Ridley had a brief stint as a bonafide starting RB who put up over 1,200 yards and 12 TDs with the Patriots in 2012 before suffering an ACL injury in 2014. He spent his 2015 season with the RB needy Jets, but failed to post more than 340 rush yards. 2016 wasn’t any better as he failed to capture a measureable role despite being with the Lions, Colts and Falcons. This is his last chance in the NFL in all likelihood.
Despite being just 25 years old, Thompson has virtually no accrued stats to show for his 3 years in the NFL. At best, he could hope to hang on as a 5th RB or even be placed on the practice squad, but there’s no FF value here.

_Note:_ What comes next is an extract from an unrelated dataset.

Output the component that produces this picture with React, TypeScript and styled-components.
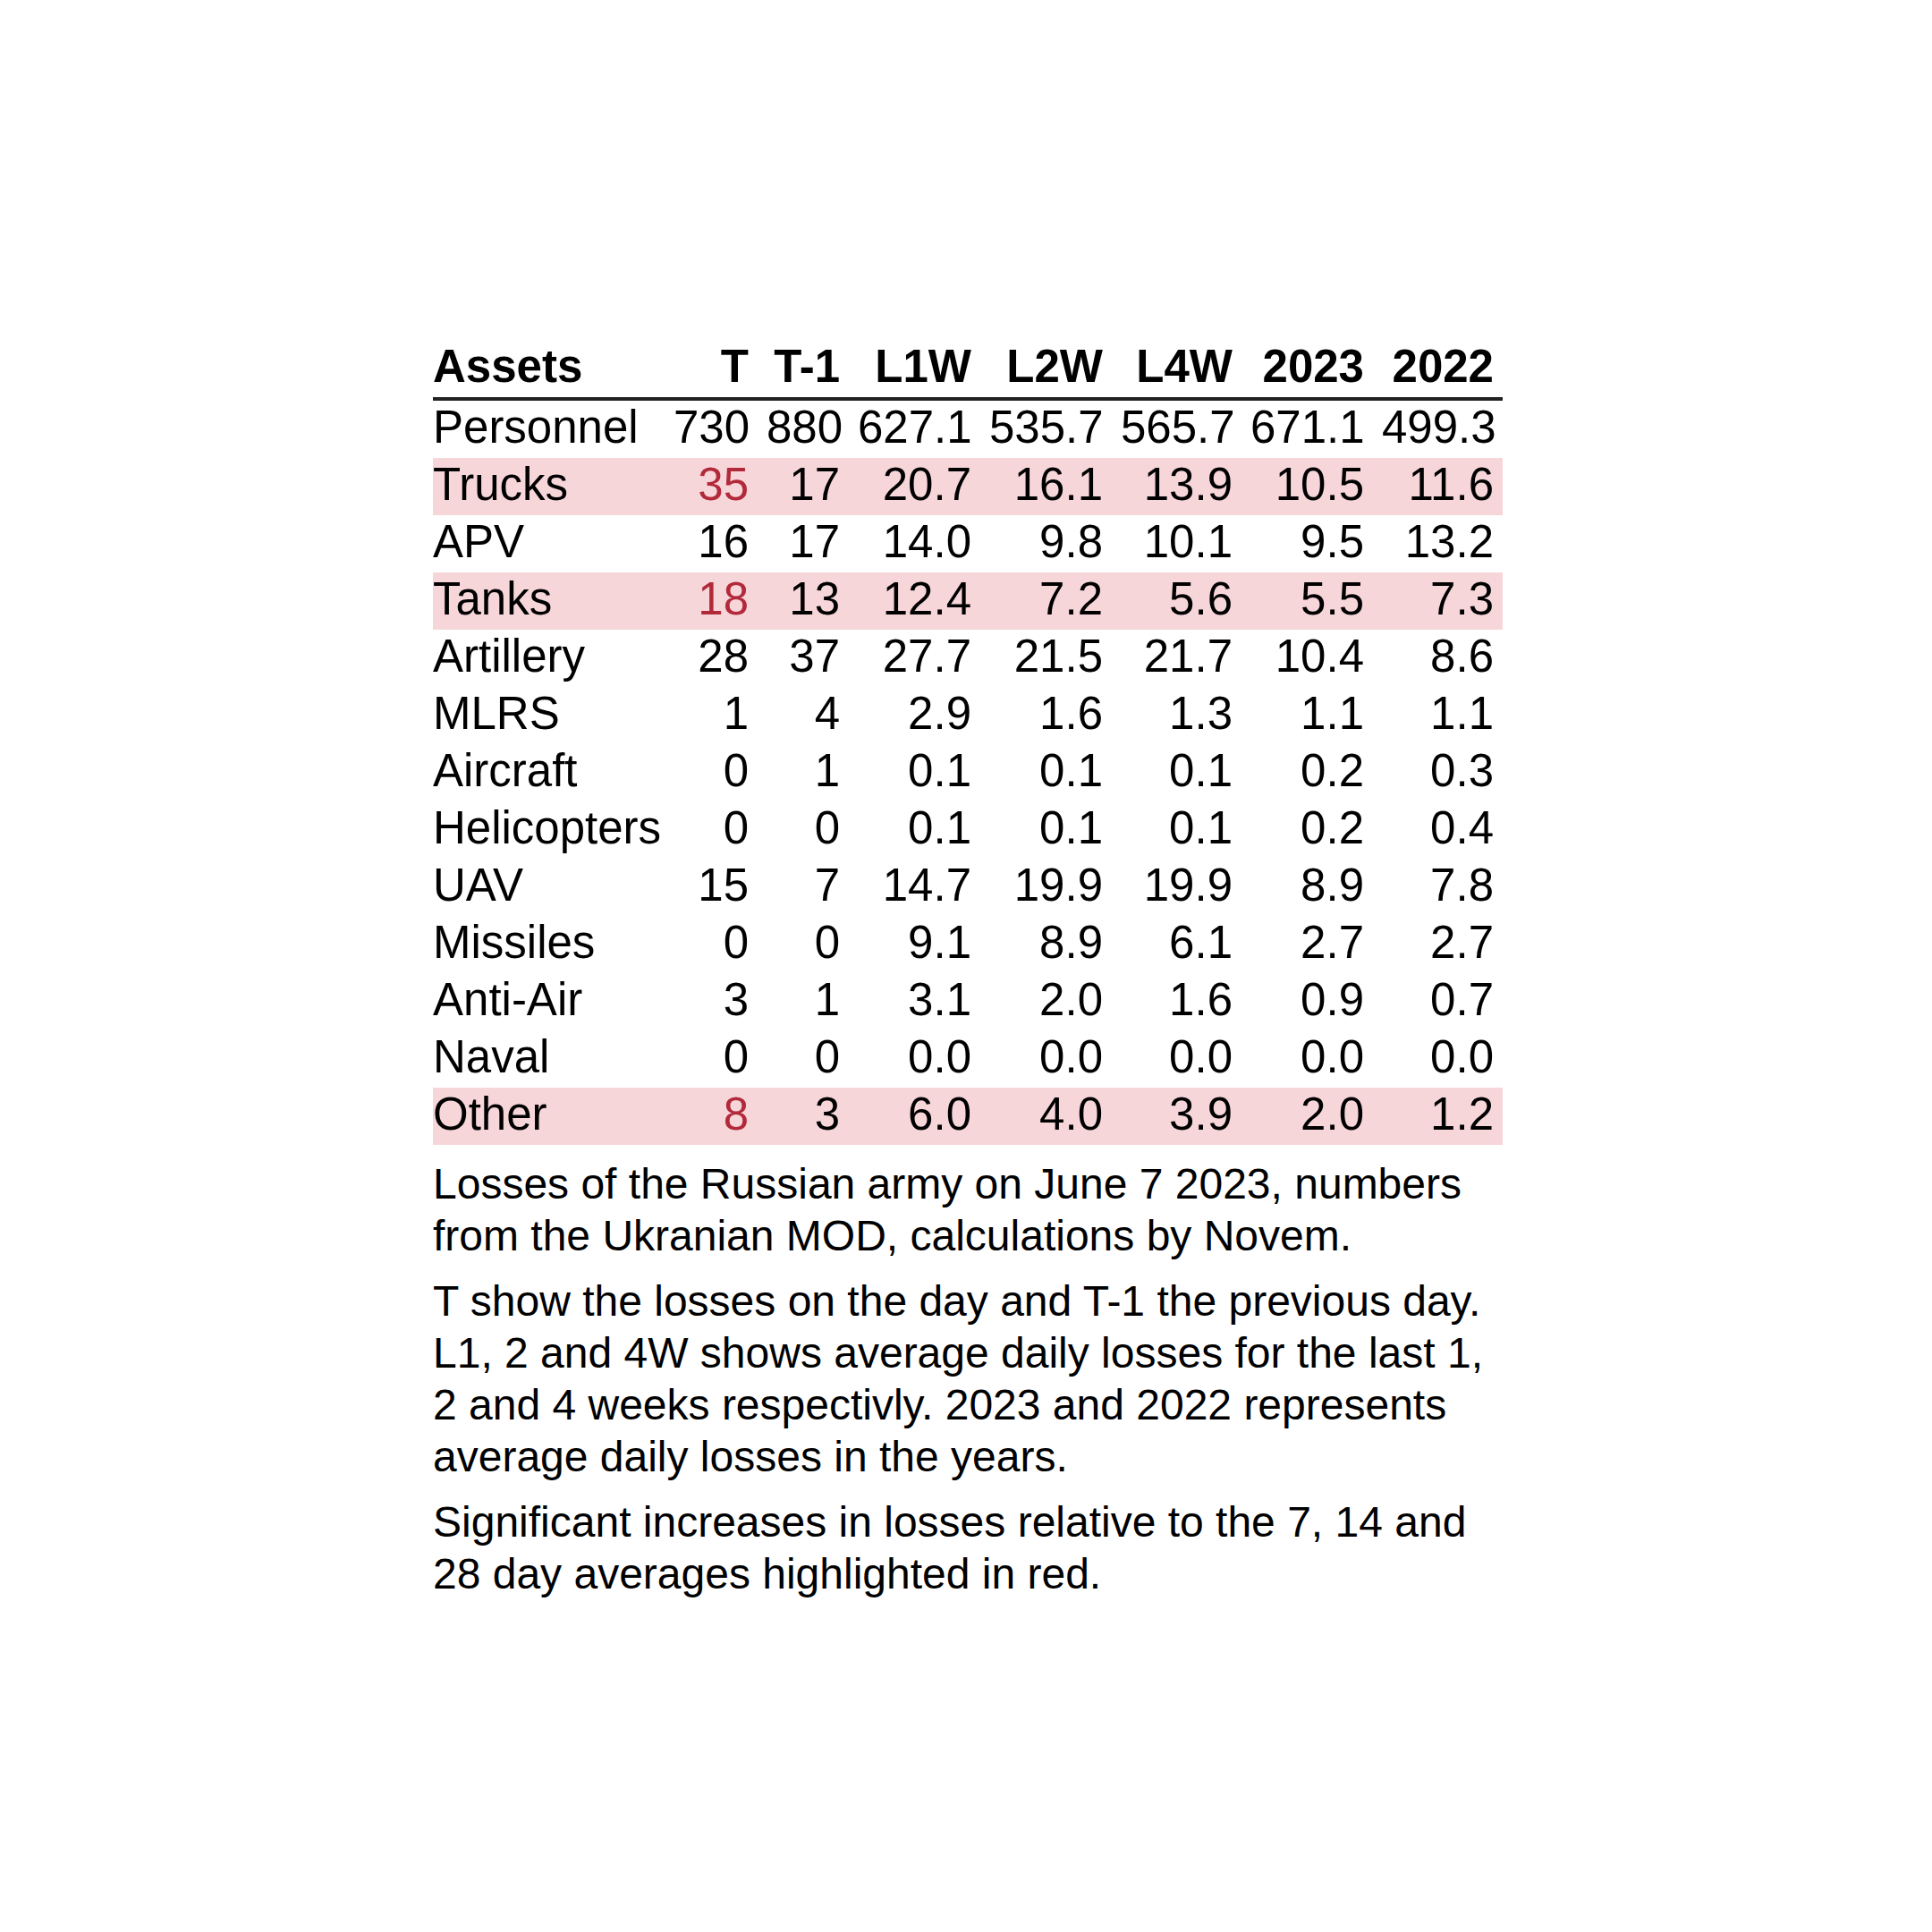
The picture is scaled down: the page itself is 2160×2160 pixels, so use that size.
import React from 'react'
import styled, { createGlobalStyle } from 'styled-components'

const GlobalStyle = createGlobalStyle`
  html, body {
    margin: 0;
    padding: 0;
    background: #ffffff;
  }
  body {
    font-family: 'Liberation Sans', Arial, sans-serif;
    color: #000000;
  }
`

const Page = styled.div`
  padding: 380px 0 0 484px;
`

const Wrapper = styled.div`
  width: 1196px;
`

const Table = styled.table`
  width: 1196px;
  table-layout: fixed;
  border-collapse: collapse;
  font-size: 51px;
`

const HeadCell = styled.th<{ $first?: boolean }>`
  font-weight: 700;
  line-height: 60px;
  padding: 0 ${p => (p.$first ? '0' : '10px')} 4px ${p => (p.$first ? '0' : '10px')};
  text-align: ${p => (p.$first ? 'left' : 'right')};
  white-space: nowrap;
  border-bottom: 4px solid #222222;
`

const Row = styled.tr<{ $highlight?: boolean }>`
  background: ${p => (p.$highlight ? '#f7d6da' : 'transparent')};
`

const Cell = styled.td<{ $first?: boolean; $alert?: boolean }>`
  height: 64px;
  box-sizing: border-box;
  line-height: 60px;
  padding: 0 ${p => (p.$first ? '0' : '10px')} 4px ${p => (p.$first ? '0' : '10px')};
  text-align: ${p => (p.$first ? 'left' : 'right')};
  white-space: nowrap;
  color: ${p => (p.$alert ? '#b22a3a' : '#000000')};
`

const Notes = styled.div`
  display: flex;
  flex-direction: column;
  gap: 15px;
  margin-top: 15px;
`

const Note = styled.p`
  margin: 0;
  font-size: 48px;
  line-height: 58px;
`

const columns = ['Assets', 'T', 'T-1', 'L1W', 'L2W', 'L4W', '2023', '2022']
const widths = [259, 104, 102, 147, 147, 145, 147, 145]

type Asset = {
  name: string
  values: string[]
  highlight?: boolean
}

const assets: Asset[] = [
  { name: 'Personnel', values: ['730', '880', '627.1', '535.7', '565.7', '671.1', '499.3'] },
  { name: 'Trucks', values: ['35', '17', '20.7', '16.1', '13.9', '10.5', '11.6'], highlight: true },
  { name: 'APV', values: ['16', '17', '14.0', '9.8', '10.1', '9.5', '13.2'] },
  { name: 'Tanks', values: ['18', '13', '12.4', '7.2', '5.6', '5.5', '7.3'], highlight: true },
  { name: 'Artillery', values: ['28', '37', '27.7', '21.5', '21.7', '10.4', '8.6'] },
  { name: 'MLRS', values: ['1', '4', '2.9', '1.6', '1.3', '1.1', '1.1'] },
  { name: 'Aircraft', values: ['0', '1', '0.1', '0.1', '0.1', '0.2', '0.3'] },
  { name: 'Helicopters', values: ['0', '0', '0.1', '0.1', '0.1', '0.2', '0.4'] },
  { name: 'UAV', values: ['15', '7', '14.7', '19.9', '19.9', '8.9', '7.8'] },
  { name: 'Missiles', values: ['0', '0', '9.1', '8.9', '6.1', '2.7', '2.7'] },
  { name: 'Anti-Air', values: ['3', '1', '3.1', '2.0', '1.6', '0.9', '0.7'] },
  { name: 'Naval', values: ['0', '0', '0.0', '0.0', '0.0', '0.0', '0.0'] },
  { name: 'Other', values: ['8', '3', '6.0', '4.0', '3.9', '2.0', '1.2'], highlight: true },
]

export default function App() {
  return (
    <Page>
      <GlobalStyle />
      <Wrapper>
        <Table>
          <colgroup>
            {widths.map((w, i) => (
              <col key={i} style={{ width: w }} />
            ))}
          </colgroup>
          <thead>
            <tr>
              {columns.map((c, i) => (
                <HeadCell key={c} $first={i === 0}>
                  {c}
                </HeadCell>
              ))}
            </tr>
          </thead>
          <tbody>
            {assets.map(a => (
              <Row key={a.name} $highlight={a.highlight}>
                <Cell $first>{a.name}</Cell>
                {a.values.map((v, i) => (
                  <Cell key={i} $alert={a.highlight && i === 0}>
                    {v}
                  </Cell>
                ))}
              </Row>
            ))}
          </tbody>
        </Table>

        <Notes>
          <Note>
            Losses of the Russian army on June 7 2023, numbers from the Ukranian MOD,
            calculations by Novem.
          </Note>
          <Note>
            T show the losses on the day and T-1 the previous day. L1, 2 and 4W shows
            average daily losses for the last 1, 2 and 4 weeks respectivly. 2023 and 2022
            represents average daily losses in the years.
          </Note>
          <Note>
            Significant increases in losses relative to the 7, 14 and 28 day averages
            highlighted in red.
          </Note>
        </Notes>
      </Wrapper>
    </Page>
  )
}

With HC Vance Joseph being primarily defensive-minded, one has to take a closer look at returning OC Mike McCoy to factor in any impact from the sidelines on this group. Although McCoy ended his recent tenure with the San Diego Chargers by having a go-to RB in Melvin Gordon, he’s no stranger to having to piece together a RBBC. His 2012 Broncos offense was led by a mix of Willis McGahee, “No-Show” Knowshon Moreno and Ronnie Hillman with 731, 525 & 330 rush yards respectively. A format he would repeat in 2014 with the Chargers by using a mix of Ryan Matthews, Brandon Oliver and Donald Brown. That being said, I don’t think McCoy pushes any of the RBs into a truly dominant role, and instead relies on a mix of 3 players, with one getting a majority share of carries.
Denver seems to have taken the quality issues of their offensive line very seriously. They made OT Garrett Bolles their 1st-round selection in 2017, signed OT Menelik Watson away from the Raiders and traded for veteran G Allen Barbre. These moves should boost the overall performance of the run game and give them much needed depth at almost every position on the line.
Although it would be easy to paint this situation as one to completely avoid for the sake of fantasy football, we should all remember that depth is key in a long season, and if you’re able to lock onto the player who becomes the “leader” of this motley bunch, it could serve you well as injuries and bye-weeks take their toll, and they always do.
Given the expected improvement of the offensive line, his particular skill-set, and the fact that Denver will most likely feature a ball-control/defensive game-plan, I would feel comfortable deep-stashing C.J. Anderson with one of my final roster spots in the hopes that he can stay healthy and top out in the high-end of an 800-1,000 yard/8-10 TD performance range. As his salary is set to increase significantly in 2018, which could trigger an early release, I would only offer a 1-year contract.
For those who may be looking longer-term, a late flyer on De’Angelo Henderson makes sense as he could see some 3rd-down work this year, and work towards a larger role going forward. Even with higher expectations for the future, I wouldn’t offer greater than a 3-year contract just in case his fumbling issues continue.